### Exercise directions
Pull out from the material below all lines with "components".

### Dataset section

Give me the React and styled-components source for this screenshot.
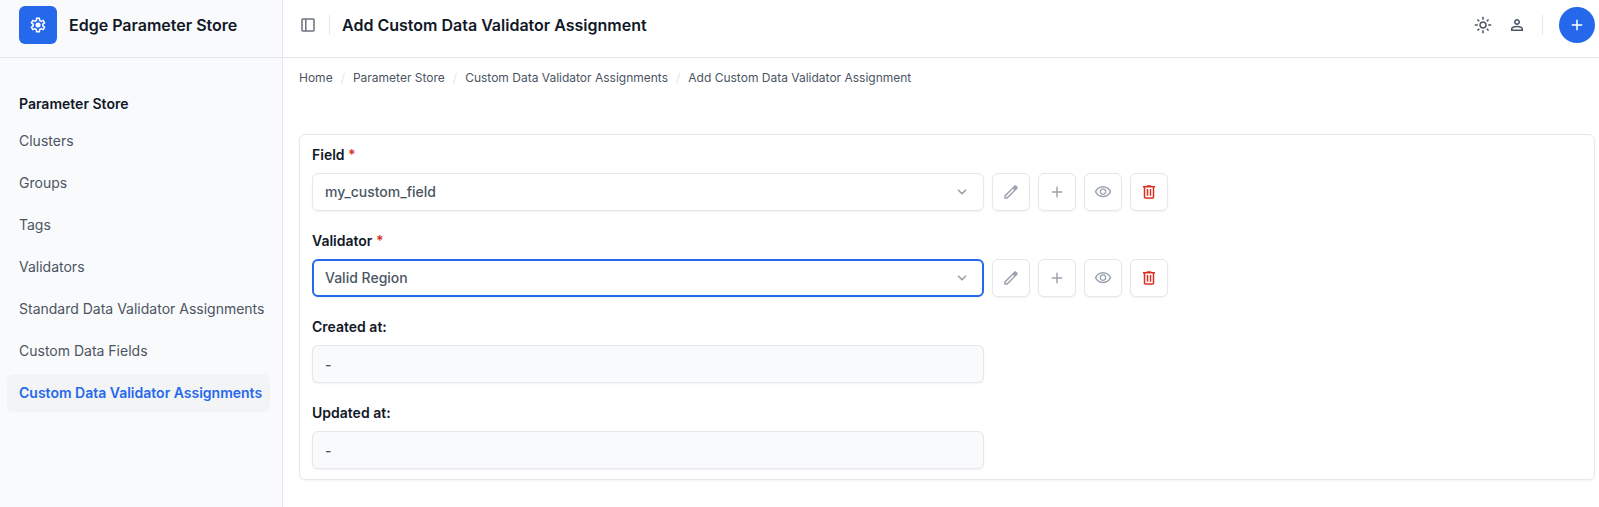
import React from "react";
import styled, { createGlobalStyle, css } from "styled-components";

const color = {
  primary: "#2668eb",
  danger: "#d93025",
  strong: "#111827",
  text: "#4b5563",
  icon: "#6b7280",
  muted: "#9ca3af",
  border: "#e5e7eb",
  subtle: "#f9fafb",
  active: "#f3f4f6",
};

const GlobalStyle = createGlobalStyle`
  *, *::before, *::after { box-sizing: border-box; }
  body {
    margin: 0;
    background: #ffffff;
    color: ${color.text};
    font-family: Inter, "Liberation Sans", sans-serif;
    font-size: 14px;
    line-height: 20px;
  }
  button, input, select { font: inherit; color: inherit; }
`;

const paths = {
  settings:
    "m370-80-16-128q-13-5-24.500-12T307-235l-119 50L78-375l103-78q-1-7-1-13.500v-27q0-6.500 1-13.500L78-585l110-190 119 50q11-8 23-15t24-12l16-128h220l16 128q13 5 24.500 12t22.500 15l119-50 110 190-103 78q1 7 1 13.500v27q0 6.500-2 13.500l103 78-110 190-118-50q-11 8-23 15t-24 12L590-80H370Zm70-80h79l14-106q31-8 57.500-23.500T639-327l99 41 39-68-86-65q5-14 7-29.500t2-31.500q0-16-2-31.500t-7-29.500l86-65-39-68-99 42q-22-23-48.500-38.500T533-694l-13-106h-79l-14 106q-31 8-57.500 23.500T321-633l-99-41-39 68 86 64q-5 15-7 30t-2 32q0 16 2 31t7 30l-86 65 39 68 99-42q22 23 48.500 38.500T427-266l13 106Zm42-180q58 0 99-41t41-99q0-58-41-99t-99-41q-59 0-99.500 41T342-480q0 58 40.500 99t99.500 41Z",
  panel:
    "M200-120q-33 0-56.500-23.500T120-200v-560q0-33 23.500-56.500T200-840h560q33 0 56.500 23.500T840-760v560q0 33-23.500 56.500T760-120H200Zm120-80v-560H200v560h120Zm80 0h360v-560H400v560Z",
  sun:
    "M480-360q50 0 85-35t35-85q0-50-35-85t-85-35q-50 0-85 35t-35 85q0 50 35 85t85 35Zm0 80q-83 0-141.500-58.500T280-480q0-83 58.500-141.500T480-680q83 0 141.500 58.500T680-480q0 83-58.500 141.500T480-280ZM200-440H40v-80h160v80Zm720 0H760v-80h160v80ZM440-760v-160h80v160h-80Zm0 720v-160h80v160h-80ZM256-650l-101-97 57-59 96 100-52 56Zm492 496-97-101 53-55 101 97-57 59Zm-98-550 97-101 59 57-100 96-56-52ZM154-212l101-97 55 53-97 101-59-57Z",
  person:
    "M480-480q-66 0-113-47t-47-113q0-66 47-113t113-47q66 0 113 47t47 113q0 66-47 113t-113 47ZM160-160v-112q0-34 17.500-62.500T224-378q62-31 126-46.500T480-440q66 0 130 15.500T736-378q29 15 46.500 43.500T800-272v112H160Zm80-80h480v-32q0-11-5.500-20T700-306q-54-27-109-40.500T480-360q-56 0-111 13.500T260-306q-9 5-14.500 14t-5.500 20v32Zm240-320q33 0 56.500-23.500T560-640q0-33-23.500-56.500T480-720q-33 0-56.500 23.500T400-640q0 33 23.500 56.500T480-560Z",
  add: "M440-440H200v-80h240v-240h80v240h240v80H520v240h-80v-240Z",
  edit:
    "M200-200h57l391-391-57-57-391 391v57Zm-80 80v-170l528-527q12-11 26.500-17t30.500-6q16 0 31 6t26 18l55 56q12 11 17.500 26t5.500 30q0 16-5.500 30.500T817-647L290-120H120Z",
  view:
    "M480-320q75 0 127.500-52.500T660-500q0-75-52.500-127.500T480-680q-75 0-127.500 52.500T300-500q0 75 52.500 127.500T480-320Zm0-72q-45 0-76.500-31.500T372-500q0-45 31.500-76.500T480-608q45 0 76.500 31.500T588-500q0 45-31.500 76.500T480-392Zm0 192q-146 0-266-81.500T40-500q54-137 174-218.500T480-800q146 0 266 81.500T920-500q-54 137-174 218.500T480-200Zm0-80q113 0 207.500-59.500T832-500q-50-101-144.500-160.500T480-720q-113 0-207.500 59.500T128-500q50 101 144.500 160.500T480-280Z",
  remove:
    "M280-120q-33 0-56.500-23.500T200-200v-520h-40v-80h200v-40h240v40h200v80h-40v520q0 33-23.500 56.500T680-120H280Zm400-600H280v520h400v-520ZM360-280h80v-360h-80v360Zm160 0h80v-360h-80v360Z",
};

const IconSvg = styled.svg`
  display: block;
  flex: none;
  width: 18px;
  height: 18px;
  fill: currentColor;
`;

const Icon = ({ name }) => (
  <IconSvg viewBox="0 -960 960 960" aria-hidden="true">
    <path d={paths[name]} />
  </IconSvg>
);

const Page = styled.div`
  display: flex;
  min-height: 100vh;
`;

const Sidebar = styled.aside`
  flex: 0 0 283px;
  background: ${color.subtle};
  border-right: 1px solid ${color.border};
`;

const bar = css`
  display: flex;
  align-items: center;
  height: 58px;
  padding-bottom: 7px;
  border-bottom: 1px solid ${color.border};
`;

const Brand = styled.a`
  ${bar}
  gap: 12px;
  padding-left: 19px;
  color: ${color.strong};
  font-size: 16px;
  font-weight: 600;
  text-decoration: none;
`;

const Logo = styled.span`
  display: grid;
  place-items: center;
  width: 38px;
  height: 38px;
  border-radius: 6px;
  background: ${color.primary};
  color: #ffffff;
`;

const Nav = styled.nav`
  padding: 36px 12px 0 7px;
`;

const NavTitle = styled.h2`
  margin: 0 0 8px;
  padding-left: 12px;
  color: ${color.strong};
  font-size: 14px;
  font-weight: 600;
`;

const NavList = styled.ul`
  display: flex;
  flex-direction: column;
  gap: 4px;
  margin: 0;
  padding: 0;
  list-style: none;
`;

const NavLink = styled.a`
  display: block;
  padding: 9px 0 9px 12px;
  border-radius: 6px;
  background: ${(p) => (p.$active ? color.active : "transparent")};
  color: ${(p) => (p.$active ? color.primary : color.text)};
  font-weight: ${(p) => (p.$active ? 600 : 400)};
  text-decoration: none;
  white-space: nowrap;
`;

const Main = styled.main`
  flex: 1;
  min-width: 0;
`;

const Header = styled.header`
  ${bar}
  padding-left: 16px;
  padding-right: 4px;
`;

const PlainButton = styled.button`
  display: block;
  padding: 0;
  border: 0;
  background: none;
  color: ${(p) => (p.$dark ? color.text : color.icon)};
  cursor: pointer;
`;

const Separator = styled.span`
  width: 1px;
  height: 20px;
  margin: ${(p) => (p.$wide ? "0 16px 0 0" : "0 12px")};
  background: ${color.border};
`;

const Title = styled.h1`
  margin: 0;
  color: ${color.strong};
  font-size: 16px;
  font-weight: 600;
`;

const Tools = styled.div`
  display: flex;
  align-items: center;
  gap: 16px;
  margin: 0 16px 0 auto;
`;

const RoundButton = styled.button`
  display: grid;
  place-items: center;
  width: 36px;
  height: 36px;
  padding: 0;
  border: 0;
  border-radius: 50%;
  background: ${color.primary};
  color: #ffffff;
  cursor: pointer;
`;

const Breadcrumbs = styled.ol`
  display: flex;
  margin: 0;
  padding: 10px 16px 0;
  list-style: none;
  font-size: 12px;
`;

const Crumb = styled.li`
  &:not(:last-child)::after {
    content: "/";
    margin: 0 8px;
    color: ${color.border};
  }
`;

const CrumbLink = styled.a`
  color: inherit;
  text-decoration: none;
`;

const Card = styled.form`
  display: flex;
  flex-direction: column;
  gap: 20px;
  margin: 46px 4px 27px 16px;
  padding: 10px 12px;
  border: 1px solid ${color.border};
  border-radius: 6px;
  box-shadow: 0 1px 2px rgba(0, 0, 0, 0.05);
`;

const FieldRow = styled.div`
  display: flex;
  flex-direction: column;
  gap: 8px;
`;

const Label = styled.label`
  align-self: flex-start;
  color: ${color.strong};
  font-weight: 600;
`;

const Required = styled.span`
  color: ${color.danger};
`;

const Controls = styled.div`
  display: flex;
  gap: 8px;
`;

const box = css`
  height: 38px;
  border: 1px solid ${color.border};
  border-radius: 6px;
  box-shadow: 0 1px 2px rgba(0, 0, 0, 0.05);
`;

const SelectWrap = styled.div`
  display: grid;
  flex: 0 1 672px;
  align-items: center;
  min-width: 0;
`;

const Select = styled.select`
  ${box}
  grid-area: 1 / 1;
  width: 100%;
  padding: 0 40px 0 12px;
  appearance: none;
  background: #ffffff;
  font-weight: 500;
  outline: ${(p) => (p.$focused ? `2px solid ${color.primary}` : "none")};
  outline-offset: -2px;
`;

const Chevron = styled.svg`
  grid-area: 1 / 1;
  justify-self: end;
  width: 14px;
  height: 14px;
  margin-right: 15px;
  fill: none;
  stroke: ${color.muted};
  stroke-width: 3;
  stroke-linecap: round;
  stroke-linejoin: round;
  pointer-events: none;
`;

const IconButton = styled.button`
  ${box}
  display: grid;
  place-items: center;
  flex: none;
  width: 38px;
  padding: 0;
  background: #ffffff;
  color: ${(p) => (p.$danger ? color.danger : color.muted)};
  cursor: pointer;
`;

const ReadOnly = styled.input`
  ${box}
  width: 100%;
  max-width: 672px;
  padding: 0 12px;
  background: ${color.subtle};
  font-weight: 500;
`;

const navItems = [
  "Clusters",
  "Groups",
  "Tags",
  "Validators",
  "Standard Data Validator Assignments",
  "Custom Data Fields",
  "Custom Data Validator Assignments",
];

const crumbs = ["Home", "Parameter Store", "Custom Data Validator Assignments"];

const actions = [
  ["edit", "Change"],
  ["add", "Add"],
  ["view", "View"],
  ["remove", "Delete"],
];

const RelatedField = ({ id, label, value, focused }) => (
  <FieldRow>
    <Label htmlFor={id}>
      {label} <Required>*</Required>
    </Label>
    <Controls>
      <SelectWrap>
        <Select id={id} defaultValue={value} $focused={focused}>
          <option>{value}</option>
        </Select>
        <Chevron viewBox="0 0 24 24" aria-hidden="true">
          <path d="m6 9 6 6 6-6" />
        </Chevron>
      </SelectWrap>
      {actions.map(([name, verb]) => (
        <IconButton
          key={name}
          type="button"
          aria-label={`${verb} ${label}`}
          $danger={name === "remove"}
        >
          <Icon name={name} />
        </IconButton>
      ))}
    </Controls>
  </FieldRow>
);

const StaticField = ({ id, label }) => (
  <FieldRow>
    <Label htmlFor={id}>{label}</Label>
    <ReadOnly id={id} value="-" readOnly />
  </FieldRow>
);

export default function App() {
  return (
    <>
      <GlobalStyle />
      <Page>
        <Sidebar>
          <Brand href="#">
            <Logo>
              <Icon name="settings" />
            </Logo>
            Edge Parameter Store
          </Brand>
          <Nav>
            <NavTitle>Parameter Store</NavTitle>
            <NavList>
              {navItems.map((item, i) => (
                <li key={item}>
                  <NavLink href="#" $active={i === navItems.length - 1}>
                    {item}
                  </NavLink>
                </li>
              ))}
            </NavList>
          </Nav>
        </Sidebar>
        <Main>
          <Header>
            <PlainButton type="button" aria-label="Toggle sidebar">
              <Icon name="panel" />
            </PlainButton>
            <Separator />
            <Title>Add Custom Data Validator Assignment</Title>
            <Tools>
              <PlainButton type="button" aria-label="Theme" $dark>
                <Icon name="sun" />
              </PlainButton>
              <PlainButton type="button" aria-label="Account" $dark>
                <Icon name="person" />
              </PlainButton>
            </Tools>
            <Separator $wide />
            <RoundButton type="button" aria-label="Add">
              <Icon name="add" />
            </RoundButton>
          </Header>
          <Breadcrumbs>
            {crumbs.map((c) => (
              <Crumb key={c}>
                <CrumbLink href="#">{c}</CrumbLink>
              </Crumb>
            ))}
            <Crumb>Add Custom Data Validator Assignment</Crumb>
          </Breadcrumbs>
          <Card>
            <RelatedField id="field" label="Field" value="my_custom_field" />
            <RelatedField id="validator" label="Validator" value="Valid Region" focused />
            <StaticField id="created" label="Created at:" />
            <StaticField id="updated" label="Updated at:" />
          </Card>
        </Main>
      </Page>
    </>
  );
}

### Worked solution
Give me the React and styled-components source for this screenshot.
import styled, { createGlobalStyle, css } from "styled-components";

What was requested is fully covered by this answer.